In the first year of the new initiative, Woodside and Greening Australia will target up to 7500 hectares within areas of the Wheatbelt and South West regions, including Brookton, Cranbrook, Mingenew, Moora and Katanning.

Woodside confirmed that, at this stage, it would only be sourcing lease land for a 25-year term, not land to purchase.

The land will be used for environmental planting, a method of capturing carbon by planting a biodiverse mix of native trees.

The companies plan to work collaboratively with landowners, with the native tree planting projects designed to improve biodiversity, reverse land degradation, increase farm profitability, build capacity for jobs in regional communities and support indigenous enterprises.

The agreement is a continuation of the relationship between the two companies, which commenced in 2019, which saw 3000ha being planted in 2020 and 2021 on Woodside's three properties: Cowcher, near Pingrup; Sukey Hill, Cranbrook; and Manalling Springs, Badgingarra.

Woodside chief executive officer Meg O'Neill said the agreement was a further demonstration of Woodside's commitment to a lower-carbon future.

"This builds on our existing partnership with Greening Australia and we look forward to these projects generating quality carbon offsets," Ms O'Neill said.

"Not only will the new projects be an important part of Woodside's expanding carbon offset portfolio, they will deliver value to regional Western Australia in the form of new jobs and opportunities, particularly for local indigenous enterprises."

Greening Australia chief executive officer Brendan Foran said the partnership had the capability to restore the WA landscape at scale.

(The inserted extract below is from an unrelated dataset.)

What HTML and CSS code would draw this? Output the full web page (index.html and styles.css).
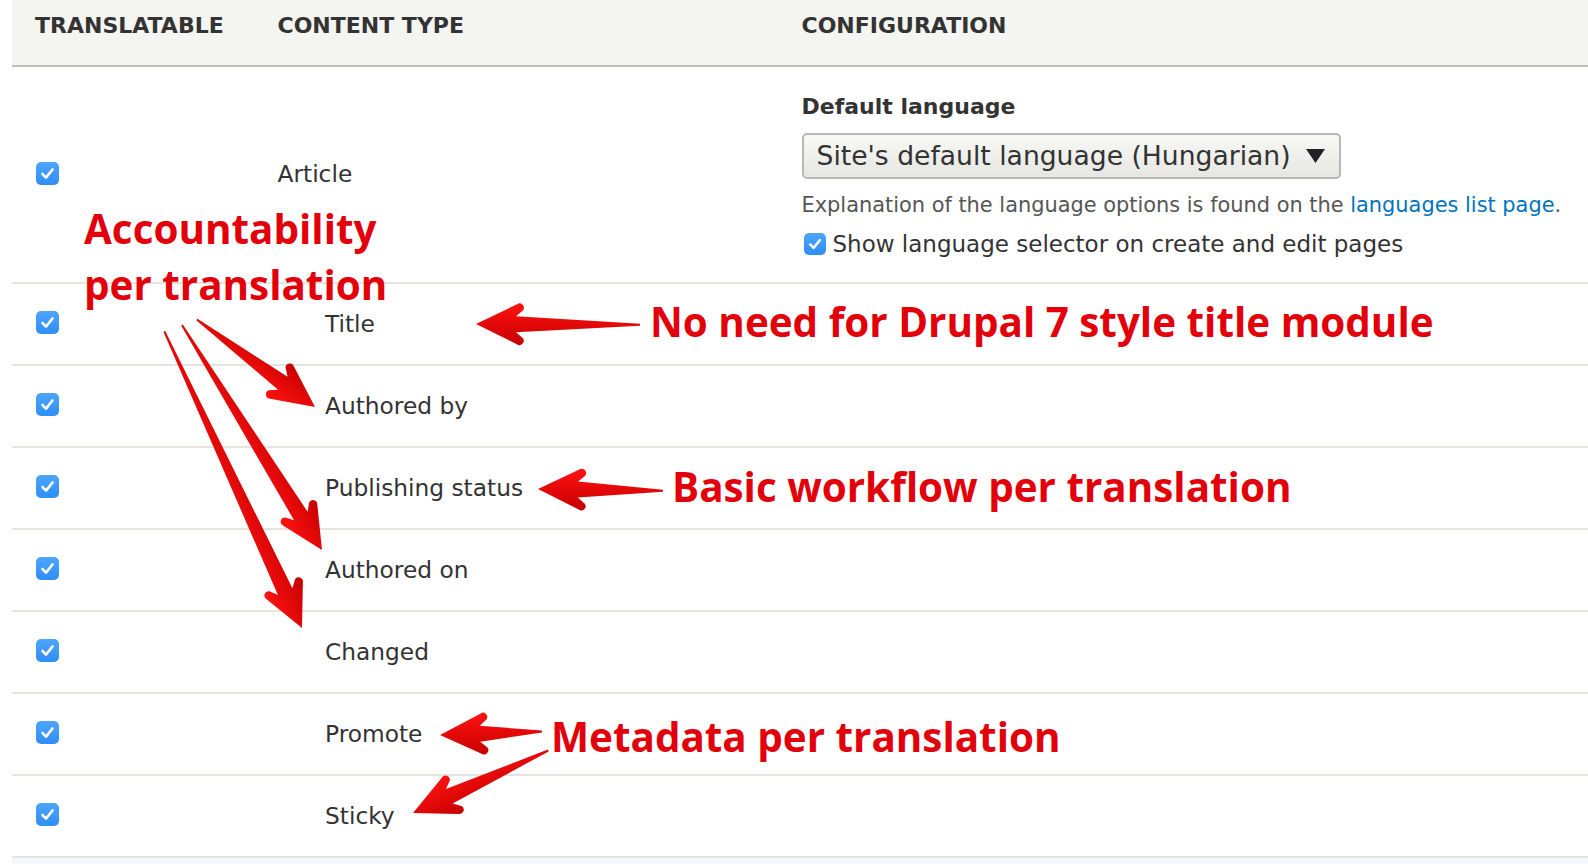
FILE: index.html
```html
<!DOCTYPE html>
<html lang="en">
<head>
  <meta charset="UTF-8">
  <title>Content language settings</title>
  <link rel="stylesheet" href="styles.css">
</head>
<body>
  <div class="page">
    <table class="settings">
      <thead>
        <tr>
          <th class="col-check">Translatable</th>
          <th class="col-type">Content type</th>
          <th class="col-config">Configuration</th>
        </tr>
      </thead>
      <tbody>
        <tr class="bundle">
          <td class="col-check"><span class="checkbox"><svg viewBox="0 0 23 23"><path d="M6.5 12 L10 15.6 L16.5 7.5"/></svg></span></td>
          <td class="col-type">Article</td>
          <td class="col-config">
            <div class="form-label">Default language</div>
            <div class="select">
              <span>Site's default language (Hungarian)</span>
              <svg class="caret" viewBox="0 0 19 14"><path d="M0 0 H19 L9.5 14 Z"/></svg>
            </div>
            <div class="description">Explanation of the language options is found on the <a href="#">languages list page</a>.</div>
            <div class="form-checkbox"><span class="checkbox"><svg viewBox="0 0 23 23"><path d="M6.5 12 L10 15.6 L16.5 7.5"/></svg></span>Show language selector on create and edit pages</div>
          </td>
        </tr>
        <tr class="field">
          <td class="col-check"><span class="checkbox"><svg viewBox="0 0 23 23"><path d="M6.5 12 L10 15.6 L16.5 7.5"/></svg></span></td>
          <td class="col-type">Title</td>
          <td class="col-config"></td>
        </tr>
        <tr class="field">
          <td class="col-check"><span class="checkbox"><svg viewBox="0 0 23 23"><path d="M6.5 12 L10 15.6 L16.5 7.5"/></svg></span></td>
          <td class="col-type">Authored by</td>
          <td class="col-config"></td>
        </tr>
        <tr class="field">
          <td class="col-check"><span class="checkbox"><svg viewBox="0 0 23 23"><path d="M6.5 12 L10 15.6 L16.5 7.5"/></svg></span></td>
          <td class="col-type">Publishing status</td>
          <td class="col-config"></td>
        </tr>
        <tr class="field">
          <td class="col-check"><span class="checkbox"><svg viewBox="0 0 23 23"><path d="M6.5 12 L10 15.6 L16.5 7.5"/></svg></span></td>
          <td class="col-type">Authored on</td>
          <td class="col-config"></td>
        </tr>
        <tr class="field">
          <td class="col-check"><span class="checkbox"><svg viewBox="0 0 23 23"><path d="M6.5 12 L10 15.6 L16.5 7.5"/></svg></span></td>
          <td class="col-type">Changed</td>
          <td class="col-config"></td>
        </tr>
        <tr class="field">
          <td class="col-check"><span class="checkbox"><svg viewBox="0 0 23 23"><path d="M6.5 12 L10 15.6 L16.5 7.5"/></svg></span></td>
          <td class="col-type">Promote</td>
          <td class="col-config"></td>
        </tr>
        <tr class="field">
          <td class="col-check"><span class="checkbox"><svg viewBox="0 0 23 23"><path d="M6.5 12 L10 15.6 L16.5 7.5"/></svg></span></td>
          <td class="col-type">Sticky</td>
          <td class="col-config"></td>
        </tr>
        <tr class="next">
          <td colspan="3"></td>
        </tr>
      </tbody>
    </table>

    <!-- red callouts drawn over the table -->
    <div class="annotations">
      <svg class="arrows" viewBox="0 0 1588 864">
        <defs>
          <linearGradient id="red" x1="0" y1="0" x2="0" y2="1">
            <stop offset="0" stop-color="#ff1212"/>
            <stop offset="1" stop-color="#c60000"/>
          </linearGradient>
        </defs>
        <g fill="url(#red)">
          <path transform="translate(476 324) rotate(0.3)" d="M0,0 L41,-20 A4.3,4.3 0 0 1 47,-14 L40,-8 L164,-1 L164,1 L40,8 L47,14 A4.3,4.3 0 0 1 41,20 Z"/>
          <path transform="translate(315 407) rotate(-143.5)" d="M0,0 L41,-20 A4.3,4.3 0 0 1 47,-14 L40,-8 L147,-1 L147,1 L40,8 L47,14 A4.3,4.3 0 0 1 41,20 Z"/>
          <path transform="translate(322 550) rotate(-121.9)" d="M0,0 L41,-20 A4.3,4.3 0 0 1 47,-14 L40,-8 L265,-1 L265,1 L40,8 L47,14 A4.3,4.3 0 0 1 41,20 Z"/>
          <path transform="translate(302 628) rotate(-114.9)" d="M0,0 L41,-20 A4.3,4.3 0 0 1 47,-14 L40,-8 L327,-1 L327,1 L40,8 L47,14 A4.3,4.3 0 0 1 41,20 Z"/>
          <path transform="translate(538 489) rotate(0.8)" d="M0,0 L41,-20 A4.3,4.3 0 0 1 47,-14 L40,-8 L125,-1 L125,1 L40,8 L47,14 A4.3,4.3 0 0 1 41,20 Z"/>
          <path transform="translate(440 735) rotate(-1.9)" d="M0,0 L41,-20 A4.3,4.3 0 0 1 47,-14 L40,-8 L102,-1 L102,1 L40,8 L47,14 A4.3,4.3 0 0 1 41,20 Z"/>
          <path transform="translate(413 813) rotate(-24.8)" d="M0,0 L41,-20 A4.3,4.3 0 0 1 47,-14 L40,-8 L149,-1 L149,1 L40,8 L47,14 A4.3,4.3 0 0 1 41,20 Z"/>
        </g>
      </svg>
      <div class="note note-accountability">Accountability<br>per translation</div>
      <div class="note note-title">No need for Drupal 7 style title module</div>
      <div class="note note-workflow">Basic workflow per translation</div>
      <div class="note note-metadata">Metadata per translation</div>
    </div>
  </div>
</body>
</html>
```

FILE: styles.css
```css
html, body { margin: 0; overflow: hidden; background: #fff; }
body {
  font-family: "DejaVu Sans", Verdana, sans-serif;
  color: #333;
}
.page { position: relative; width: 1588px; height: 864px; overflow: hidden; }

.settings {
  margin-left: 12px; width: 1576px;
  border-collapse: collapse; table-layout: fixed;
}
.settings th {
  background: #f4f4f1; border-bottom: 2px solid #bfbfba;
  text-align: left; text-transform: uppercase;
  font-size: 22px; font-weight: bold; line-height: 30px;
  padding: 11px 23px 24px; height: 30px;
}
.settings th.col-check { width: 196px; padding-left: 23px; }
.settings th.col-type { width: 478px; padding-left: 23.5px; }
.settings td {
  border-bottom: 2px solid #e6e4df;
  font-size: 23.3px; line-height: 30px;
  vertical-align: middle; padding: 0 23px;
}
.settings td.col-check { padding-left: 24px; }
.settings td.col-check .checkbox { display: block; margin-top: -2px; }
.bundle td.col-type { padding-left: 23.5px; }
.bundle td.col-config { padding: 25px 23px 22.6px; white-space: nowrap; }
.field td { height: 80px; }
.field td.col-type { padding-left: 71px; }
.next td { background: #f4f9fe; height: 20px; border: 0; }

.checkbox {
  display: inline-block; width: 23px; height: 23px;
  border-radius: 5px; vertical-align: middle;
  background: linear-gradient(#4da5fc, #2f8ef5);
}
.checkbox svg { display: block; width: 23px; height: 23px; }
.checkbox path {
  fill: none; stroke: #fff; stroke-width: 2.6;
  stroke-linecap: round; stroke-linejoin: round;
}

.form-label { font-size: 22px; font-weight: bold; line-height: 30px; }
.select {
  display: inline-flex; align-items: center; gap: 15px;
  margin-top: 11px; height: 42px; padding: 0 14px 0 13px;
  border: 2px solid #b8b8b4; border-radius: 5px;
  background: linear-gradient(#f8f8f6, #e6e6e2);
  font-size: 26.6px; color: #333;
}
.select .caret { width: 19px; height: 14px; fill: #222; }
.description {
  margin-top: 10.5px; font-size: 20.9px; line-height: 30px; color: #555;
}
.description a { color: #0074bd; text-decoration: none; }
.form-checkbox {
  margin-top: 9.5px; line-height: 30px; font-size: 23px;
  display: flex; align-items: center; gap: 7px;
}
.form-checkbox .checkbox { width: 22px; height: 22px; margin-left: 2px; }
.form-checkbox .checkbox svg { width: 22px; height: 22px; }

.annotations { position: absolute; inset: 0; pointer-events: none; }
.arrows { position: absolute; left: 0; top: 0; width: 1588px; height: 864px; }
.note {
  position: absolute; white-space: nowrap;
  font-family: "Open Sans", "Noto Sans", sans-serif;
  font-weight: bold; font-size: 40.4px; line-height: 56px;
  color: #e2000b;
}
.note-accountability { left: 84px; top: 201px; }
.note-title { left: 650px; top: 294px; }
.note-workflow { left: 672px; top: 459px; }
.note-metadata { left: 551px; top: 709px; }
```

"Our planting projects support biodiversity, enhance productivity for degraded farming systems, and sequester carbon, whilst also supporting local communities," Mr Foran said.

"As part of this new initiative, our spatial modelling has identified priority landscapes where there is the greatest potential to sequester carbon and return life to landscapes for combined environmental, economic and community benefits."

In May 2021, Greening Australia announced it was looking to acquire leasehold and freehold land across Australia, totalling 330,000ha.

Mr Foran said all of its partnerships and projects, including this latest agreement with Woodside, contribute to Greening Australia's target of restoring 330,000ha by 2030.

"We can't do it alone, so we're engaging strategic partners and thousands of landholders to help us achieve this critical goal, creating positive outcomes for the environment, the economy and local communities," he said.

Woodside said its carbon offset portfolio would play an important role in meeting its corporate targets to reduce net equity scope 1 and 2 emissions by 15 per cent by 2025 and 30pc by 2030, below a baseline of average annual emissions from 2016 to 2020.